Letters To Aberlour

New Strides Theatre
Just Festival at Central Hall

Letters to Aberlour

Given that The Great War is something of a staple fallback every year at the Fringe, with companies strip mining every hint of emotion from one of the truest calamities in all of modern history, it's no surprise that it is given the uniquely 'local' flavour of some real life Scottish events.

Which is where Letter to Aberlour comes in as a surprisingly lengthy and poe faced dramatic history lesson about the orphanage which saw over 200 of its boys leave to see the front.

It's certainly worthy subject matter, and New Strides Theatre has certainly gone all out with the costumes and the set, which manages to function as a trench, a schoolroom, a dining hall and various other locations with minimal alterations.

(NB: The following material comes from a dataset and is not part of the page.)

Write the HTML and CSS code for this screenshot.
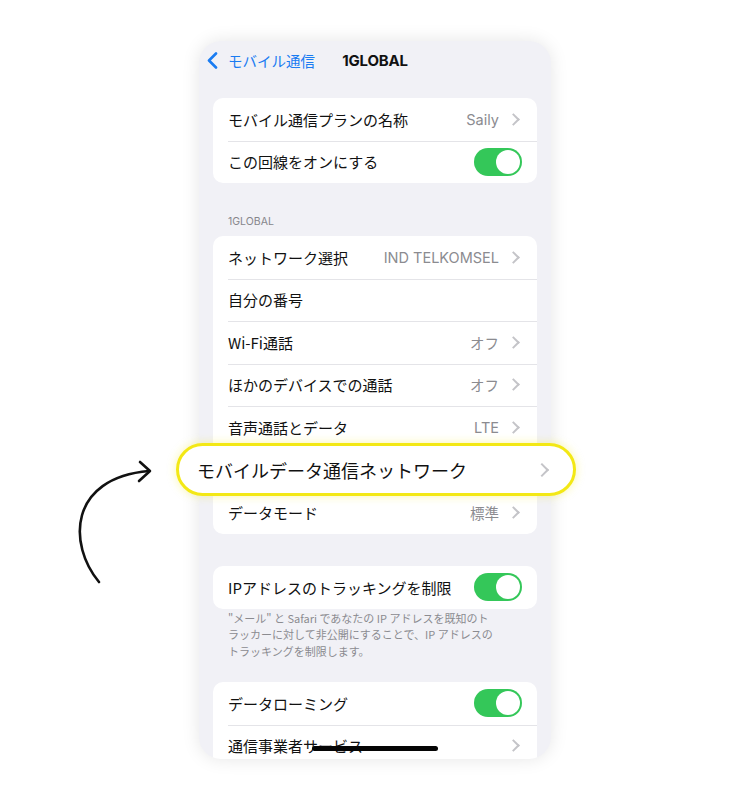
FILE: index.html
```html
<!DOCTYPE html>
<html lang="ja">
<head>
  <meta charset="UTF-8" />
  <meta name="viewport" content="width=device-width, initial-scale=1.0"/>
  <title>1GLOBAL</title>
  <link rel="stylesheet" href="styles.css">
</head>
<body>
  <div class="stage">
    <div class="phone">
      <div class="nav">
        <a class="back">
          <svg width="11" height="17" viewBox="0 0 11 17"><path d="M9 1.5 L2 8.5 L9 15.5" fill="none" stroke="#1a7cf2" stroke-width="2.6" stroke-linecap="round" stroke-linejoin="round"/></svg>
          <span>モバイル通信</span>
        </a>
        <div class="nav-title">1GLOBAL</div>
      </div>

      <div class="card first">
        <div class="row"><span class="label">モバイル通信プランの名称</span><span class="value">Saily</span><i class="chev"></i></div>
        <div class="row"><span class="label">この回線をオンにする</span><span class="toggle"></span></div>
      </div>

      <div class="section-head">1GLOBAL</div>
      <div class="card">
        <div class="row"><span class="label">ネットワーク選択</span><span class="value">IND TELKOMSEL</span><i class="chev"></i></div>
        <div class="row"><span class="label">自分の番号</span></div>
        <div class="row"><span class="label">Wi-Fi通話</span><span class="value">オフ</span><i class="chev"></i></div>
        <div class="row"><span class="label">ほかのデバイスでの通話</span><span class="value">オフ</span><i class="chev"></i></div>
        <div class="row"><span class="label">音声通話とデータ</span><span class="value">LTE</span><i class="chev"></i></div>
        <div class="row"><span class="label">モバイルデータ通信ネットワーク</span><i class="chev"></i></div>
        <div class="row"><span class="label">データモード</span><span class="value">標準</span><i class="chev"></i></div>
      </div>

      <div class="card spaced">
        <div class="row"><span class="label">IPアドレスのトラッキングを制限</span><span class="toggle"></span></div>
      </div>
      <p class="footnote">"メール" と Safari であなたの IP アドレスを既知のト<br>ラッカーに対して非公開にすることで、IP アドレスの<br>トラッキングを制限します。</p>

      <div class="card">
        <div class="row"><span class="label">データローミング</span><span class="toggle"></span></div>
        <div class="row"><span class="label">通信事業者サービス</span><i class="chev"></i></div>
      </div>

      <div class="home-bar"></div>
    </div>

    <!-- callout over the mobile data row -->
    <div class="highlight">
      <span>モバイルデータ通信ネットワーク</span>
      <i class="chev"></i>
    </div>

    <svg class="arrow" width="120" height="150" viewBox="60 450 120 150">
      <path d="M99 582 C 68 545, 68 478, 149 471" fill="none" stroke="#111" stroke-width="2.6" stroke-linecap="round"/>
      <path d="M140 462 L150 471 L139 481" fill="none" stroke="#111" stroke-width="2.6" stroke-linecap="round" stroke-linejoin="round"/>
    </svg>
  </div>
</body>
</html>
```

FILE: styles.css
```css
body {
  margin: 0;
  background: #ffffff;
  font-family: "Noto Sans CJK JP", "Noto Sans", sans-serif;
  color: #111;
}
.stage {
  position: relative;
  width: 751px;
  height: 800px;
  overflow: hidden;
}
.phone {
  position: relative;
  margin: 41px 0 0 199px;
  width: 352px;
  height: 718px;
  box-sizing: border-box;
  padding: 0 14px;
  background: #f1f1f6;
  border-radius: 22px;
  box-shadow: 0 0 18px rgba(0,0,0,0.10);
  overflow: hidden;
}
.nav {
  position: relative;
  height: 38px;
  display: flex;
  align-items: center;
  justify-content: center;
}
.back {
  position: absolute;
  left: -6px;
  top: 0;
  height: 38px;
  display: flex;
  align-items: center;
  gap: 10px;
  color: #1a7cf2;
  font-size: 14.5px;
}
.nav-title {
  font-family: "Inter", "Liberation Sans", sans-serif;
  font-weight: 700;
  font-size: 15px;
  letter-spacing: -0.2px;
}
.card {
  background: #ffffff;
  border-radius: 10px;
  overflow: hidden;
}
.card.first {
  margin-top: 19px;
}
.card.spaced {
  margin-top: 32.5px;
}
.row {
  position: relative;
  height: 42.5px;
  box-sizing: border-box;
  display: flex;
  align-items: center;
  padding: 0 15px;
  font-size: 15px;
}
.row + .row::before {
  content: "";
  position: absolute;
  top: 0;
  left: 15px;
  right: 0;
  height: 1px;
  background: #e4e4e8;
}
.label {
  flex: 1;
  white-space: nowrap;
}
.value {
  color: #8b8b90;
  font-family: "Inter", "Noto Sans CJK JP", sans-serif;
  font-size: 14.5px;
  margin-right: 10px;
}
.chev {
  width: 7px;
  height: 7px;
  border-right: 2px solid #c4c4c8;
  border-top: 2px solid #c4c4c8;
  transform: rotate(45deg);
  margin-right: 4px;
}
.toggle {
  position: relative;
  width: 48px;
  height: 28px;
  border-radius: 14px;
  background: #34c759;
}
.toggle::after {
  content: "";
  position: absolute;
  right: 2px;
  top: 2px;
  width: 24px;
  height: 24px;
  border-radius: 50%;
  background: #ffffff;
}
.section-head {
  margin: 32px 0 0;
  padding: 0 15px;
  height: 21px;
  font-family: "Inter", "Liberation Sans", sans-serif;
  font-size: 10.5px;
  color: #86868b;
}
.footnote {
  margin: 1px 0 23px;
  padding: 0 15px;
  font-size: 11px;
  line-height: 16.5px;
  color: #8b8b90;
}
.home-bar {
  position: absolute;
  left: 113px;
  bottom: 8px;
  width: 126px;
  height: 5px;
  border-radius: 3px;
  background: #050505;
}
.highlight {
  position: absolute;
  left: 176px;
  top: 443px;
  width: 400px;
  height: 53px;
  box-sizing: border-box;
  border: 3px solid #f3e815;
  border-radius: 27px;
  background: #ffffff;
  box-shadow: 0 0 10px rgba(243,232,21,0.35);
  display: flex;
  align-items: center;
  padding: 0 22px 0 18px;
  font-size: 18px;
}
.highlight span {
  flex: 1;
}
.highlight .chev {
  width: 8px;
  height: 8px;
}
.arrow {
  position: absolute;
  left: 60px;
  top: 450px;
}
```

Minimal, but sadly not swift alterations, as one of the strongest impressions left by the production was how staccato the scenes seemed, with fades to black and lengthy pauses between each short vignette.

There is also a hurriedness to the scenes, with little chance for the audience to really absorb who the boys are, before most are killed in some grotesque manner or another. Leading to the point when the interval began, an hour into the experience, it felt almost nothing had happened of in the previous hour's stage traffic.

Given the efforts the actors made to commit to their scenes, it seems churlish not to at least commend the production on that, but at a length of nearly two hours, this worthy but flat and plodding historical piece couldn't ever be recommended to anyone without a real life link to the place or people involved.